Vorsitzende: Es handelt sich heute um die Branche der Blumen­macher und Federschmücker. Ich ersuche zunächst einen der Herren Experten, uns über das Technische Auskunft zu geben. Experte Herr Eßl «über Befragen seitens der Vorsitzenden): In unserem Betriebe sind wenig oder gar keine Maschinen vorhanden. Es wird meistens Hand arbeit verrichtet. Die Arbeiterinnen, deren Zahl in der Hochsaison 1000 bis 1400, in der stillen Saison 500 bis 600 beträgt, arbeiten täglich 12 bis 14 Stunden.

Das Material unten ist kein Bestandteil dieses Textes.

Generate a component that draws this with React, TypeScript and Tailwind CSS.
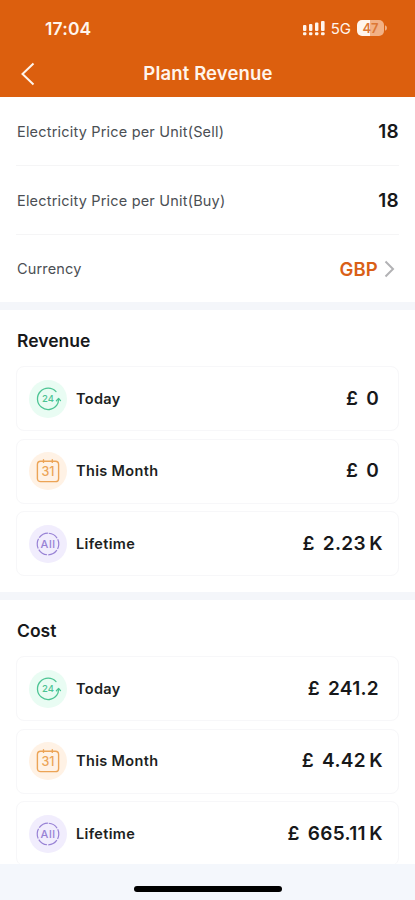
import React from 'react';

type Period = 'today' | 'month' | 'lifetime';

interface Entry {
  period: Period;
  value: string;
  unit?: string;
}

const revenue: Entry[] = [
  { period: 'today', value: '0' },
  { period: 'month', value: '0' },
  { period: 'lifetime', value: '2.23', unit: 'K' },
];

const cost: Entry[] = [
  { period: 'today', value: '241.2' },
  { period: 'month', value: '4.42', unit: 'K' },
  { period: 'lifetime', value: '665.11', unit: 'K' },
];

const TodayIcon = () => (
  <svg className="w-6 h-6 overflow-visible" viewBox="0 0 24 24" fill="none" stroke="#4cc493" strokeWidth="1.3" strokeLinecap="round" strokeLinejoin="round">
    <path d="M20 4.6A10.7 10.7 0 1 0 20.8 18.2Q22.4 16 22.5 13" />
    <path d="M20.4 13.8L22.6 11.4L24.5 13.6" />
    <text x="11.9" y="15.3" textAnchor="middle" fontSize="9.5" fontWeight="500" fill="#4cc493" stroke="none">24</text>
  </svg>
);

const MonthIcon = () => (
  <svg className="w-6 h-6" viewBox="0 0 24 24" fill="none" stroke="#eca456" strokeWidth="1.4" strokeLinecap="round">
    <rect x="1.4" y="2.2" width="21.2" height="20.4" rx="3.2" />
    <path d="M7.5 .8V3.4M16.3 .8V3.4" />
    <text x="12" y="16.7" textAnchor="middle" fontSize="12.5" fontWeight="500" fill="#eca456" stroke="none">31</text>
  </svg>
);

const LifetimeIcon = () => (
  <svg className="w-6 h-6" viewBox="0 0 24 24" fill="none" stroke="#9882d5" strokeWidth="1.2">
    <circle cx="12" cy="12" r="10.8" strokeDasharray="10 1.31" transform="rotate(-86 12 12)" />
    <text x="12" y="15.9" textAnchor="middle" fontSize="11" fontWeight="500" letterSpacing=".5" fill="#9882d5" stroke="none">All</text>
  </svg>
);

const periods = {
  today: { label: 'Today', bg: 'bg-[#e9fcf3]', icon: <TodayIcon /> },
  month: { label: 'This Month', bg: 'bg-[#fff2e5]', icon: <MonthIcon /> },
  lifetime: { label: 'Lifetime', bg: 'bg-[#f1edfd]', icon: <LifetimeIcon /> },
};

const EntryCard: React.FC<{ entry: Entry }> = ({ entry }) => {
  const { label, bg, icon } = periods[entry.period];

  return (
    <div className={`flex items-center h-[65px] shrink-0 pl-3 ${entry.unit ? 'pr-[15px]' : 'pr-[19px]'} border-[1.5px] border-[#f7f7f9] rounded-lg`}>
      <div className={`flex items-center justify-center w-[38px] h-[38px] rounded-full ${bg}`}>{icon}</div>
      <span className="ml-[9px] text-[14.5px] font-semibold tracking-[.35px] text-[#1d1f22]">{label}</span>
      <div className="flex ml-auto pt-px text-[19px] font-semibold tracking-[.3px] text-[#17181a]">
        <span>£</span>
        <span className="ml-2">{entry.value}</span>
        {entry.unit && <span className="ml-[3.5px]">{entry.unit}</span>}
      </div>
    </div>
  );
};

const Section: React.FC<{ title: string; entries: Entry[] }> = ({ title, entries }) => (
  <section className="h-[290px] px-4 border-t-8 border-[#f4f6fa]">
    <h2 className="h-14 pt-[17px] pl-px text-[17.5px] leading-7 font-semibold text-[#17181a]">{title}</h2>
    <div className="flex flex-col gap-[7.5px]">
      {entries.map((entry) => (
        <EntryCard key={entry.period} entry={entry} />
      ))}
    </div>
  </section>
);

const PriceRow: React.FC<{ label: string; value: string }> = ({ label, value }) => (
  <div className="flex items-center justify-between h-[69px] pl-px pt-px border-b-[1.5px] border-[#f5f5f6]">
    <span className="text-[14.5px] tracking-[.19px] text-[#4b4f54]">{label}</span>
    <span className="pt-px text-[19px] font-semibold tracking-[.3px] text-[#17181a]">{value}</span>
  </div>
);

const App: React.FC = () => {
  return (
    <div className="flex flex-col w-[415px] h-[900px] overflow-hidden bg-white font-['Inter',sans-serif]">
      <header className="h-[97px] shrink-0 bg-[#dc5f0e] text-[#fff5ec]">
        <div className="flex items-center h-[51px] pt-1.5 pl-[45px] pr-[27px]">
          <span className="pt-px text-[17.5px] font-semibold tracking-[.15px]">17:04</span>
          <svg className="ml-auto mb-0.5 w-[22px] h-4" viewBox="0 0 22 16" fill="currentColor">
            <rect x="0" y="5" width="3.4" height="6" rx="1" />
            <rect x="6" y="4" width="3.4" height="7" rx="1" />
            <rect x="12" y="2.5" width="3.4" height="8.5" rx="1" />
            <rect x="18" y="1" width="3.6" height="10" rx="1" />
            <rect x="0" y="12.2" width="3.4" height="3" rx="1" />
            <rect x="6" y="12.2" width="3.4" height="3" rx="1" />
            <rect x="12" y="12.2" width="3.4" height="3" rx="1" />
            <rect x="18" y="12.2" width="3.6" height="3" rx="1" />
          </svg>
          <span className="ml-1.5 pt-px text-[15px]">5G</span>
          <svg className="ml-1.5 mb-0.5 w-[31px] h-4" viewBox="0 0 31 16">
            <path d="M5 0H13V16H5A5 5 0 0 1 0 11V5A5 5 0 0 1 5 0Z" fill="#fff5ec" />
            <path d="M13 0H22A5 5 0 0 1 27 5V11A5 5 0 0 1 22 16H13Z" fill="#f2b185" />
            <path d="M28 5.3Q30 6 30 8T28 10.7Z" fill="#f2b185" />
            <text x="13.5" y="12.9" textAnchor="middle" fontSize="13" fontWeight="600" fill="#dc7835">47</text>
          </svg>
        </div>
        <div className="grid grid-cols-[1fr_auto_1fr] items-center h-[46px] pl-[21px] pr-5">
          <svg className="w-4 h-6" viewBox="0 0 16 24" fill="none" stroke="currentColor" strokeWidth="2">
            <path d="M12.5 1.5L1.5 12L12.5 22.5" />
          </svg>
          <h1 className="text-[18.5px] font-semibold tracking-[.15px]">Plant Revenue</h1>
        </div>
      </header>

      <main className="flex-1 min-h-0 overflow-hidden">
        <div className="h-[205px] px-4">
          <PriceRow label="Electricity Price per Unit(Sell)" value="18" />
          <PriceRow label="Electricity Price per Unit(Buy)" value="18" />
          <div className="flex items-center h-[67px] pl-px">
            <span className="pt-px text-[14.5px] tracking-[.16px] text-[#4b4f54]">Currency</span>
            <span className="ml-auto pt-0.5 text-[18.5px] font-semibold tracking-[.2px] text-[#d95f17]">GBP</span>
            <svg className="ml-1.5 mr-1 w-[11px] h-[18px]" viewBox="0 0 11 18" fill="none" stroke="#b2b2b5" strokeWidth="2">
              <path d="M1.5 1.5L9 9L1.5 16.5" />
            </svg>
          </div>
        </div>
        <Section title="Revenue" entries={revenue} />
        <Section title="Cost" entries={cost} />
      </main>

      <footer className="flex justify-center h-[36px] pt-[22px] shrink-0 bg-[#f4f7fc]">
        <div className="w-[148px] h-1.5 rounded-full bg-black" />
      </footer>
    </div>
  );
};

export default App;
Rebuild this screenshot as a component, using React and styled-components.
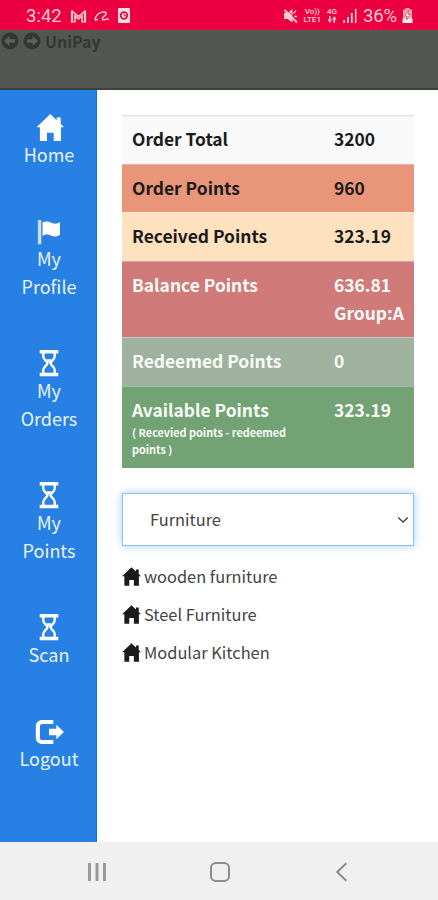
import styled, { createGlobalStyle } from "styled-components";

const COLORS = {
    STATUS: "#ec0040",
    STATUS_TEXT: "#ffc9d2",
    HEADER: "#525752",
    HEADER_TEXT: "#333733",
    SIDEBAR: "#2780e3",
    SIDEBAR_EDGE: "#1470dc",
    NAV: "#f0f0f0",
    NAV_ICON: "#8c8c8c",
    DARK: "#1b1b1b",
};

const FONT = `"Noto Sans CJK SC", "Open Sans", sans-serif`;

const SIDEBAR_ITEMS = [
    { icon: "home", lines: ["Home"] },
    { icon: "flag", lines: ["My", "Profile"] },
    { icon: "hourglass", lines: ["My", "Orders"] },
    { icon: "hourglass", lines: ["My", "Points"] },
    { icon: "hourglass", lines: ["Scan"] },
    { icon: "logout", lines: ["Logout"] },
];

const ROWS = [
    { label: "Order Total", values: ["3200"], background: "#f9f9f9", height: 48 },
    { label: "Order Points", values: ["960"], background: "#e99579", height: 48 },
    { label: "Received Points", values: ["323.19"], background: "#fee2c0", height: 49 },
    { label: "Balance Points", values: ["636.81", "Group:A"], background: "#d07a7a", light: true, height: 76 },
    { label: "Redeemed Points", values: ["0"], background: "#9fb2a0", light: true, height: 49 },
    {
        label: "Available Points",
        note: "( Recevied points - redeemed points )",
        values: ["323.19"],
        background: "#73a375",
        light: true,
        height: 82,
    },
];

const CATEGORIES = ["wooden furniture", "Steel Furniture", "Modular Kitchen"];

const HomeIcon = () => (
    <path d="M16.3 1 2.6 14.3H5.9V28H13V19.7H19.7V28H27V14.3H30L26.7 11V4.5H22.7V7.2Z" />
);

const ICONS = {
    home: <HomeIcon />,
    flag: (
        <>
            <path d="M3.9 3h3.4v24.3H3.9z" opacity="0.75" />
            <path d="M8.6 5.6C12 3.6 15 4.6 18 6c3 1.3 5.4 .8 8-.9v12.6c-3 2-5.6 2.3-8.6 1-3-1.4-5.8-1.7-8.8.4z" />
        </>
    ),
    hourglass: (
        <>
            <path d="M5.7 1h18.6v3.6H5.7zM5.7 23.7h18.6v3.6H5.7z" />
            <path
                d="M9.3 4v3.600c0 3.200 4.200 4.800 4.200 6.600s-4.200 3.400-4.200 6.600V24M20.700 4v3.600c0 3.200-4.200 4.800-4.200 6.600s4.200 3.400 4.200 6.600V24"
                fill="none"
                stroke="#fff"
                strokeWidth="2.4"
            />
            <path d="M12.200 10.300h5.600L15 14z" />
        </>
    ),
    logout: (
        <>
            <path d="M19.3 3H8.500C4.500 3 1.800 5.600 1.800 9.500v11C1.800 24.400 4.500 27 8.500 27h10.800v-4H8.300C6.700 23 6 22.200 6 20.700V9.300C6 7.800 6.700 7 8.300 7h11z" />
            <path d="M15 11.700h7.300v-4L30 15l-7.700 7.300v-4H15z" />
        </>
    ),
};

export default function App() {
    return (
        <Screen>
            <GlobalStyle />
            <StatusBar />
            <Header>
                <CircleArrow />
                <CircleArrow flip />
                <Brand>UniPay</Brand>
            </Header>
            <Body>
                <Sidebar>
                    {SIDEBAR_ITEMS.map((item) => (
                        <SidebarLink key={item.lines.join()}>
                            <SidebarIcon viewBox="0 0 30 28">{ICONS[item.icon]}</SidebarIcon>
                            {item.lines.map((line) => (
                                <span key={line}>{line}</span>
                            ))}
                        </SidebarLink>
                    ))}
                </Sidebar>
                <Content>
                    <PointsTable>
                        {ROWS.map((row) => (
                            <PointsRow
                                key={row.label}
                                $background={row.background}
                                $light={row.light}
                                $height={row.height}
                            >
                                <Cell>
                                    {row.label}
                                    {row.note && <Note>{row.note}</Note>}
                                </Cell>
                                <Cell>
                                    {row.values.map((value) => (
                                        <div key={value}>{value}</div>
                                    ))}
                                </Cell>
                            </PointsRow>
                        ))}
                    </PointsTable>
                    <SelectBox>
                        <Select aria-label="category" defaultValue="Furniture">
                            <option>Furniture</option>
                        </Select>
                        <svg width="12" height="8" viewBox="0 0 12 8" fill="none" stroke="#444" strokeWidth="1.4">
                            <path d="M1.2 1.5 6 6l4.8-4.5" />
                        </svg>
                    </SelectBox>
                    <CategoryList>
                        {CATEGORIES.map((name) => (
                            <Category key={name}>
                                <svg width="19" height="19" viewBox="2.5 1 27.5 27" fill={COLORS.DARK}>
                                    <HomeIcon />
                                </svg>
                                {name}
                            </Category>
                        ))}
                    </CategoryList>
                </Content>
            </Body>
            <NavBar>
                <svg width="20" height="20" viewBox="0 0 20 20" stroke="#999" strokeWidth="3">
                    <path d="M2.5 1v18M10 1v18M17.5 1v18" />
                </svg>
                <svg width="20" height="20" viewBox="0 0 20 20" fill="none" stroke={COLORS.NAV_ICON} strokeWidth="2">
                    <rect x="1" y="1" width="18" height="18" rx="5" />
                </svg>
                <svg width="20" height="20" viewBox="0 0 20 20" fill="none" stroke={COLORS.NAV_ICON} strokeWidth="2">
                    <path d="M14.3 1.3 5.3 10l9 8.7" />
                </svg>
            </NavBar>
        </Screen>
    );
}

const CircleArrow = ({ flip }) => (
    <svg width="18" height="18" viewBox="0 0 18 18">
        <circle cx="9" cy="9" r="8.5" fill={COLORS.HEADER_TEXT} />
        <path
            d="M3 9l5.500-5v3.300H14v3.400H8.500V14z"
            fill="#5c605c"
            transform={flip ? "rotate(180 9 9)" : undefined}
        />
    </svg>
);

const StatusBar = () => (
    <StatusContainer>
        <StatusGroup>
            <Clock>3:42</Clock>
            <svg width="17" height="14" viewBox="0 0 17 14" fill="none" stroke="currentColor">
                <path d="M2 13.500V1.500M15 13.500V1.500" strokeWidth="2.2" />
                <path d="M2 2l6.500 5.500L15 2M5 13V7l3.500 3L12 7v6" strokeWidth="1.6" />
                <path d="M1 13h4.500M11.500 13H16" strokeWidth="1.2" />
            </svg>
            <svg width="16" height="14" viewBox="0 0 16 14" fill="none" stroke="currentColor" strokeWidth="1.5">
                <path d="M1 11c.5-4.500 4-8 8.500-8C12.500 3 13 4.500 11.500 6 10 7.500 8 8.500 8.300 10c.4 1.500 2.700.2 4.200.2h2.500M1 11.200l3-.7" />
            </svg>
            <RecorderIcon width="12" height="15" viewBox="0 0 12 15">
                <rect width="12" height="15" rx="1" fill="#ffdce2" />
                <circle cx="6" cy="7.5" r="3.3" fill="none" stroke="#d80f43" strokeWidth="1.7" />
                <path d="M6 5.500v2.300h2" fill="none" stroke="#d80f43" />
            </RecorderIcon>
        </StatusGroup>
        <StatusGroup $right>
            <svg width="15" height="16" viewBox="0 0 15 16" fill="currentColor">
                <path d="M1 5h3.500L9.500 1v13.500L4.500 11H1z" />
                <path d="M10.500 5.500 13 2.500M11 8.500h3" stroke="currentColor" strokeWidth="1.3" />
                <path d="M3.200 1 14.500 12.300" stroke={COLORS.STATUS} strokeWidth="0.8" />
                <path d="M1.500 2 14 14.500" stroke="currentColor" strokeWidth="2" />
            </svg>
            <Network>
                <span>Vo))</span>
                <span>LTE1</span>
            </Network>
            <Network>
                <span>4G</span>
                <svg width="10" height="7" viewBox="0 0 10 7" fill="currentColor">
                    <path d="M2 0h1.600v3.500H5L2.800 7 .5 3.500H2zM6.500 7h1.600V3.500h1.400L7.300 0 5 3.500h1.500z" />
                </svg>
            </Network>
            <svg width="14" height="15" viewBox="0 0 14 15" stroke="currentColor" strokeWidth="1.8">
                <path d="M1.200 12v3M5 9v6M8.800 5v10" />
                <path d="M12.700 1v14" strokeWidth="1.6" />
            </svg>
            <Percent>36%</Percent>
            <svg width="11" height="15" viewBox="0 0 11 15">
                <path d="M3.500 1.500V0h4v1.500H10V15H1V1.500z" fill="#ff9fb0" />
                <path d="M.5 10.500h10V15H.5z" fill="#fff0f2" />
                <path d="M6.500 2.500 3 8h2.300L4.500 12 8.300 6.500H6z" fill="#fff" stroke="#8b4753" strokeWidth=".6" />
            </svg>
        </StatusGroup>
    </StatusContainer>
);

const GlobalStyle = createGlobalStyle`
    * {
        box-sizing: border-box;
    }
    body {
        margin: 0;
        background: #fff;
    }
    svg {
        display: block;
        flex-shrink: 0;
    }
`;

const Screen = styled.div`
    display: flex;
    flex-direction: column;

    width: 438px;
    height: 900px;
    overflow: hidden;

    font-family: ${FONT};
`;

const StatusContainer = styled.div`
    display: flex;
    justify-content: space-between;

    height: 30px;
    padding: 1px 25px 0 26px;

    color: ${COLORS.STATUS_TEXT};
    background: ${COLORS.STATUS};
    font-family: Roboto, sans-serif;
`;

const StatusGroup = styled.div`
    display: flex;
    align-items: center;
    gap: ${({ $right }) => ($right ? "6px" : "7px")};
`;

const RecorderIcon = styled.svg`
    margin-left: 1px;
`;

const Clock = styled.span`
    width: 37px;
    font-size: 18.5px;
    white-space: nowrap;
`;

const Percent = styled.span`
    width: 33px;
    font-size: 18.5px;
    letter-spacing: -0.2px;
    white-space: nowrap;
`;

const Network = styled.div`
    display: flex;
    flex-direction: column;
    align-items: center;

    font-size: 8px;
    font-weight: 600;
    line-height: 8px;
`;

const Header = styled.header`
    display: flex;
    gap: 4px;

    height: 60px;
    padding: 2px 0 0 1px;

    background: ${COLORS.HEADER};
    border-bottom: 2px solid #3c403e;
`;

const Brand = styled.span`
    color: ${COLORS.HEADER_TEXT};
    font-size: 16px;
    font-weight: 700;
    line-height: 19px;
`;

const Body = styled.div`
    display: flex;
    height: 752px;
`;

const Sidebar = styled.nav`
    display: flex;
    flex-direction: column;
    gap: 48px;

    width: 97px;
    padding-top: 23px;

    background: ${COLORS.SIDEBAR};
    border-right: 1px solid ${COLORS.SIDEBAR_EDGE};
`;

const SidebarLink = styled.a`
    display: flex;
    flex-direction: column;
    align-items: center;

    padding: 0 0 1px 2px;

    color: #e9f3ff;
    font-size: 18px;
    line-height: 28px;
`;

const SidebarIcon = styled.svg`
    width: 30px;
    height: 28px;
    margin-bottom: -1px;
    fill: #fff;
`;

const Content = styled.main`
    width: 341px;
    padding: 25px 24px 0 25px;
`;

const PointsTable = styled.div`
    border-top: 1px solid #dcdcdc;
`;

const PointsRow = styled.div`
    display: grid;
    grid-template-columns: 202px 1fr;

    height: ${({ $height }) => $height}px;
    padding-top: 9px;

    color: ${({ $light }) => ($light ? "#f8fbf6" : COLORS.DARK)};
    background: ${({ $background }) => $background};
    font-size: 17.4px;
    font-weight: 700;
    line-height: 28px;

    & + & {
        padding-top: 8.5px;
        border-top: 1px solid rgba(255, 255, 255, 0.3);
    }
`;

const Cell = styled.div`
    padding-left: 10px;
    white-space: nowrap;
`;

const Note = styled.div`
    width: 170px;
    font-size: 10.85px;
    line-height: 17px;
    white-space: normal;
`;

const SelectBox = styled.div`
    display: flex;
    align-items: center;

    height: 53px;
    margin-top: 25px;
    padding-right: 4px;

    border: 1px solid #8dc1e8;
    box-shadow: 0 0 8px rgba(102, 175, 233, 0.6);
`;

const Select = styled.select`
    flex: 1;
    height: 100%;
    padding: 0 0 2px 27px;

    color: #444;
    background: transparent;
    border: none;
    outline: none;
    appearance: none;
    font-family: ${FONT};
    font-size: 16.4px;
`;

const CategoryList = styled.div`
    display: flex;
    flex-direction: column;
    gap: 10px;

    margin-top: 16px;
`;

const Category = styled.div`
    display: flex;
    align-items: center;
    gap: 3px;

    height: 28px;

    color: #444;
    font-size: 16.4px;
    line-height: 28px;
`;

const NavBar = styled.footer`
    display: flex;
    justify-content: space-between;
    align-items: center;

    height: 58px;
    padding: 2px 86px 0 87px;

    background: ${COLORS.NAV};
`;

Dr. Verkauf: Sprechen Sie nur über die Verhältnisse des Wiener Marktes, oder kennen Sie auch auswärtige Verhältnisse? Experte Eßl: Aus verschiedenen Beziehungen, die wir mit dem Auslande haben, kann ich mittheilen, daß im Auslande, speciell in Frankreich, im Gegensatze zu Wien auch Maschinen in Anwendung kommen. Es werden nämlich in Frankreich die Rohstoffe erzeugt, d. i. jene Stoffe, aus denen hier die Blumen und Blätterbestandtheile gemacht werden. Dieselben müssen aus Paris bezogen werden, weil sie hier nicht fabricirt werden können. Sie werden dort selbst größtenteils auf maschinellem Wege hergestellt, indem dort überhaupt Groß­betrieb herrscht. Das Ausschlagen der Blätter wird hier mit der Hand gemacht. Es ist dies die anstrengendste Arbeit und geschieht in der Weise, daß die eiserne Form auf den Stoff gesetzt und dann mit einem Holzschlägel so lange daraufgeschlagen wird, bis die Form den Stoff durchschnitten hat. Man erhält auf diese Weise durch eine Stanze gleich ein Dutzend Blätter. Bereits ausgeschlagcne Blätter und Blüthentheile kommen nur als Muster aus Paris, nicht zum Verkauf, indem Paris auf diesem Gebiete tonangebend ist. Aus Deutschland und Böhmen jedoch kommt billige Waare hieher, welche uns bedeutende Concurrenz macht. Diese Concurrenz ist umso gefährlicher geworden, als unsere Genossenschaft es durchgesetzt hat, daß für die detaillirten Bestandtheile nicht für die fertige Waare die Zölle vermindert wurden. Es lassen sich also die Kaufleute die Bestandtheile schicken, beschäftigen eine Arbeiterin, welche das ausfertigt, und machen so der feineren Kunstblumenproduction Concurrenz.

Pernerstorfer: Sie sagen, daß ein Import fertiger Waare aus Frankreich nicht vorkommt. Nun ist mir bekannt, daß gewisse Luxusartikel, gewisse Arten von Veilchen u. dergl. direct aus Paris kommen. Experte Eßl: Es mag sein, daß theilweise Kaufleute dies thun, aber nach meiner geschäftlichen Erfahrung kommt nur nachgemachte Waare vor; selbst in meiner Fabrik wird immer imitirt.

Dr. Verkauf: Wodurch erklärt sich die Concurrenzfähigkeit Deutsch­lands und Böhmens? Exp. Eßl: Bezüglich Deutschlands ist mir die Sache nicht genau bekannt, in Böhmen aber beschäftigen die Fabrikanten die Arbeiterin oft von 4 Uhr Früh bis 56 Uhr Abends und zahlen dafür fl. 2 bis 3 monatlich nebst Verpflegung. Dortige Arbeiter sagten mir, daß sie 16 bis 20 Stunden arbeiten und dafür sl. 2 bis 4 erhalten. Dadurch ist es dem böhmischen Fabrikanten möglich, jene Waare, für welche der Arbeits­lohn allein in Wien 25 kr. per Groß ausmacht, um denselben Betrag fertig hieher zu stellen. Es ist hauptsächlich bäuerliche Bevölkerung, welche, statt in das Tagewerk zu treten, in der Laubfabrik arbeitet. Die Fabrikanten haben das ganze Jahr hindurch wegen der Billigkeit einen sehr großen Absatz, beschäftigen deshalb die Leute auch das ganze Jahr.